What is needed – Repeat the material verbatim and drop the pictures.

Available data –
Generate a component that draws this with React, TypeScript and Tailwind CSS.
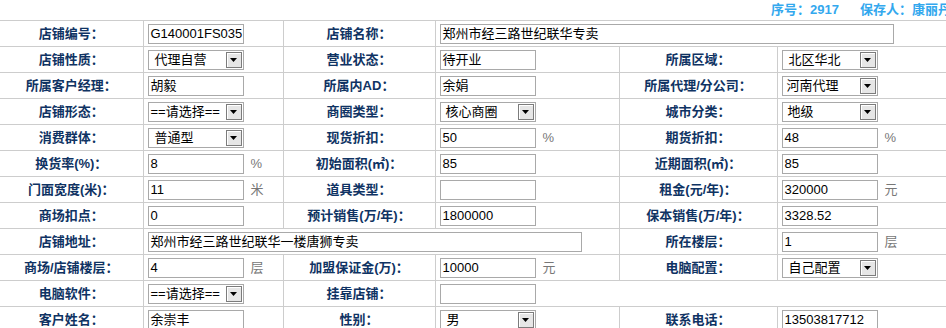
import React from "react";

const FONT = '"Liberation Sans", "Noto Sans CJK SC", sans-serif';

function Label({ children }: { children: React.ReactNode }) {
  return (
    <td className="h-[26px] border border-[#cdcdcd] text-center align-middle text-[13px] font-bold whitespace-nowrap text-[#0f3363]">
      {children}
    </td>
  );
}

function TextBox({ value, width = 96 }: { value?: string; width?: number }) {
  return (
    <div
      className="box-border flex h-[20px] items-center border border-[#a9a9a9] bg-white pl-[2px] text-[13px] leading-none whitespace-nowrap text-black"
      style={{ width }}
    >
      {value}
    </div>
  );
}

function Select({ value, pad = 6 }: { value: string; pad?: number }) {
  return (
    <div className="box-border flex h-[20px] w-[96px] items-center border border-[#a9a9a9] bg-white">
      <span className="flex-1 text-[13px] leading-none whitespace-nowrap text-black" style={{ paddingLeft: pad }}>
        {value}
      </span>
      <span className="mr-[1px] box-border flex h-[16px] w-[16px] items-center justify-center border border-[#7c7c7c] bg-[#e6e6e6] shadow-[inset_1px_1px_0_#ffffff]">
        <svg width="7" height="4" viewBox="0 0 7 4">
          <path d="M0 0h7L3.5 4z" fill="#000" />
        </svg>
      </span>
    </div>
  );
}

function Field({
  children,
  unit,
  colSpan,
}: {
  children?: React.ReactNode;
  unit?: string;
  colSpan?: number;
}) {
  return (
    <td colSpan={colSpan} className="h-[26px] border border-[#cdcdcd] pl-[4px] align-middle">
      <div className="flex items-center">
        {children}
        {unit && <span className="ml-[7px] text-[13px] text-[#777]">{unit}</span>}
      </div>
    </td>
  );
}

export default function App() {
  return (
    <div className="w-[946px] h-[328px] overflow-hidden bg-white" style={{ fontFamily: FONT }}>
      <div className="flex h-[20px] items-center pl-[771px] text-[13px] font-bold whitespace-nowrap text-[#33a8ee]">
        <span>序号：2917</span>
        <span className="ml-[21px]">保存人：康丽丹</span>
      </div>
      <table className="w-[970px] table-fixed border-collapse">
        <colgroup>
          <col className="w-[143px]" />
          <col className="w-[140px]" />
          <col className="w-[152px]" />
          <col className="w-[184px]" />
          <col className="w-[158px]" />
          <col className="w-[193px]" />
        </colgroup>
        <tbody className="[&_tr>td:first-child]:border-l-0">
          <tr>
            <Label>店铺编号：</Label>
            <Field><TextBox value="G140001FS035" /></Field>
            <Label>店铺名称：</Label>
            <Field colSpan={3}><TextBox value="郑州市经三路世纪联华专卖" width={454} /></Field>
          </tr>
          <tr>
            <Label>店铺性质：</Label>
            <Field><Select value="代理自营" /></Field>
            <Label>营业状态：</Label>
            <Field><TextBox value="待开业" /></Field>
            <Label>所属区域：</Label>
            <Field><Select value="北区华北" /></Field>
          </tr>
          <tr>
            <Label>所属客户经理：</Label>
            <Field><TextBox value="胡毅" /></Field>
            <Label>所属内AD：</Label>
            <Field><TextBox value="余娟" /></Field>
            <Label>所属代理/分公司：</Label>
            <Field><Select value="河南代理" pad={4} /></Field>
          </tr>
          <tr>
            <Label>店铺形态：</Label>
            <Field><Select value="==请选择==" pad={2} /></Field>
            <Label>商圈类型：</Label>
            <Field><Select value="核心商圈" pad={5} /></Field>
            <Label>城市分类：</Label>
            <Field><Select value="地级" pad={5} /></Field>
          </tr>
          <tr>
            <Label>消费群体：</Label>
            <Field><Select value="普通型" /></Field>
            <Label>现货折扣：</Label>
            <Field unit="%"><TextBox value="50" /></Field>
            <Label>期货折扣：</Label>
            <Field unit="%"><TextBox value="48" /></Field>
          </tr>
          <tr>
            <Label>换货率(%)：</Label>
            <Field unit="%"><TextBox value="8" /></Field>
            <Label>初始面积(㎡)：</Label>
            <Field><TextBox value="85" /></Field>
            <Label>近期面积(㎡)：</Label>
            <Field><TextBox value="85" /></Field>
          </tr>
          <tr>
            <Label>门面宽度(米)：</Label>
            <Field unit="米"><TextBox value="11" /></Field>
            <Label>道具类型：</Label>
            <Field><TextBox /></Field>
            <Label>租金(元/年)：</Label>
            <Field unit="元"><TextBox value="320000" /></Field>
          </tr>
          <tr>
            <Label>商场扣点：</Label>
            <Field><TextBox value="0" /></Field>
            <Label>预计销售(万/年)：</Label>
            <Field><TextBox value="1800000" /></Field>
            <Label>保本销售(万/年)：</Label>
            <Field><TextBox value="3328.52" /></Field>
          </tr>
          <tr>
            <Label>店铺地址：</Label>
            <Field colSpan={3}><TextBox value="郑州市经三路世纪联华一楼唐狮专卖" width={434} /></Field>
            <Label>所在楼层：</Label>
            <Field unit="层"><TextBox value="1" /></Field>
          </tr>
          <tr>
            <Label>商场/店铺楼层：</Label>
            <Field unit="层"><TextBox value="4" /></Field>
            <Label>加盟保证金(万)：</Label>
            <Field unit="元"><TextBox value="10000" /></Field>
            <Label>电脑配置：</Label>
            <Field><Select value="自己配置" /></Field>
          </tr>
          <tr>
            <Label>电脑软件：</Label>
            <Field><Select value="==请选择==" pad={2} /></Field>
            <Label>挂靠店铺：</Label>
            <Field colSpan={3}><TextBox /></Field>
          </tr>
          <tr>
            <Label>客户姓名：</Label>
            <Field><TextBox value="余崇丰" /></Field>
            <Label>性别：</Label>
            <Field><Select value="男" /></Field>
            <Label>联系电话：</Label>
            <Field><TextBox value="13503817712" /></Field>
          </tr>
        </tbody>
      </table>
    </div>
  );
}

Response –
Generate a component that draws this with React, TypeScript and Tailwind CSS.
import React from "react";

const FONT = '"Liberation Sans", "Noto Sans CJK SC", sans-serif';

function Label({ children }: { children: React.ReactNode }) {
  return (
    <td className="h-[26px] border border-[#cdcdcd] text-center align-middle text-[13px] font-bold whitespace-nowrap text-[#0f3363]">
      {children}
    </td>
  );
}

function TextBox({ value, width = 96 }: { value?: string; width?: number }) {
  return (
    <div
      className="box-border flex h-[20px] items-center border border-[#a9a9a9] bg-white pl-[2px] text-[13px] leading-none whitespace-nowrap text-black"
      style={{ width }}
    >
      {value}
    </div>
  );
}

function Select({ value, pad = 6 }: { value: string; pad?: number }) {
  return (
    <div className="box-border flex h-[20px] w-[96px] items-center border border-[#a9a9a9] bg-white">
      <span className="flex-1 text-[13px] leading-none whitespace-nowrap text-black" style={{ paddingLeft: pad }}>
        {value}
      </span>
      <span className="mr-[1px] box-border flex h-[16px] w-[16px] items-center justify-center border border-[#7c7c7c] bg-[#e6e6e6] shadow-[inset_1px_1px_0_#ffffff]">
        <svg width="7" height="4" viewBox="0 0 7 4">
          <path d="M0 0h7L3.5 4z" fill="#000" />
        </svg>
      </span>
    </div>
  );
}

function Field({
  children,
  unit,
  colSpan,
}: {
  children?: React.ReactNode;
  unit?: string;
  colSpan?: number;
}) {
  return (
    <td colSpan={colSpan} className="h-[26px] border border-[#cdcdcd] pl-[4px] align-middle">
      <div className="flex items-center">
        {children}
        {unit && <span className="ml-[7px] text-[13px] text-[#777]">{unit}</span>}
      </div>
    </td>
  );
}

export default function App() {
  return (
    <div className="w-[946px] h-[328px] overflow-hidden bg-white" style={{ fontFamily: FONT }}>
      <div className="flex h-[20px] items-center pl-[771px] text-[13px] font-bold whitespace-nowrap text-[#33a8ee]">
        <span>序号：2917</span>
        <span className="ml-[21px]">保存人：康丽丹</span>
      </div>
      <table className="w-[970px] table-fixed border-collapse">
        <colgroup>
          <col className="w-[143px]" />
          <col className="w-[140px]" />
          <col className="w-[152px]" />
          <col className="w-[184px]" />
          <col className="w-[158px]" />
          <col className="w-[193px]" />
        </colgroup>
        <tbody className="[&_tr>td:first-child]:border-l-0">
          <tr>
            <Label>店铺编号：</Label>
            <Field><TextBox value="G140001FS035" /></Field>
            <Label>店铺名称：</Label>
            <Field colSpan={3}><TextBox value="郑州市经三路世纪联华专卖" width={454} /></Field>
          </tr>
          <tr>
            <Label>店铺性质：</Label>
            <Field><Select value="代理自营" /></Field>
            <Label>营业状态：</Label>
            <Field><TextBox value="待开业" /></Field>
            <Label>所属区域：</Label>
            <Field><Select value="北区华北" /></Field>
          </tr>
          <tr>
            <Label>所属客户经理：</Label>
            <Field><TextBox value="胡毅" /></Field>
            <Label>所属内AD：</Label>
            <Field><TextBox value="余娟" /></Field>
            <Label>所属代理/分公司：</Label>
            <Field><Select value="河南代理" pad={4} /></Field>
          </tr>
          <tr>
            <Label>店铺形态：</Label>
            <Field><Select value="==请选择==" pad={2} /></Field>
            <Label>商圈类型：</Label>
            <Field><Select value="核心商圈" pad={5} /></Field>
            <Label>城市分类：</Label>
            <Field><Select value="地级" pad={5} /></Field>
          </tr>
          <tr>
            <Label>消费群体：</Label>
            <Field><Select value="普通型" /></Field>
            <Label>现货折扣：</Label>
            <Field unit="%"><TextBox value="50" /></Field>
            <Label>期货折扣：</Label>
            <Field unit="%"><TextBox value="48" /></Field>
          </tr>
          <tr>
            <Label>换货率(%)：</Label>
            <Field unit="%"><TextBox value="8" /></Field>
            <Label>初始面积(㎡)：</Label>
            <Field><TextBox value="85" /></Field>
            <Label>近期面积(㎡)：</Label>
            <Field><TextBox value="85" /></Field>
          </tr>
          <tr>
            <Label>门面宽度(米)：</Label>
            <Field unit="米"><TextBox value="11" /></Field>
            <Label>道具类型：</Label>
            <Field><TextBox /></Field>
            <Label>租金(元/年)：</Label>
            <Field unit="元"><TextBox value="320000" /></Field>
          </tr>
          <tr>
            <Label>商场扣点：</Label>
            <Field><TextBox value="0" /></Field>
            <Label>预计销售(万/年)：</Label>
            <Field><TextBox value="1800000" /></Field>
            <Label>保本销售(万/年)：</Label>
            <Field><TextBox value="3328.52" /></Field>
          </tr>
          <tr>
            <Label>店铺地址：</Label>
            <Field colSpan={3}><TextBox value="郑州市经三路世纪联华一楼唐狮专卖" width={434} /></Field>
            <Label>所在楼层：</Label>
            <Field unit="层"><TextBox value="1" /></Field>
          </tr>
          <tr>
            <Label>商场/店铺楼层：</Label>
            <Field unit="层"><TextBox value="4" /></Field>
            <Label>加盟保证金(万)：</Label>
            <Field unit="元"><TextBox value="10000" /></Field>
            <Label>电脑配置：</Label>
            <Field><Select value="自己配置" /></Field>
          </tr>
          <tr>
            <Label>电脑软件：</Label>
            <Field><Select value="==请选择==" pad={2} /></Field>
            <Label>挂靠店铺：</Label>
            <Field colSpan={3}><TextBox /></Field>
          </tr>
          <tr>
            <Label>客户姓名：</Label>
            <Field><TextBox value="余崇丰" /></Field>
            <Label>性别：</Label>
            <Field><Select value="男" /></Field>
            <Label>联系电话：</Label>
            <Field><TextBox value="13503817712" /></Field>
          </tr>
        </tbody>
      </table>
    </div>
  );
}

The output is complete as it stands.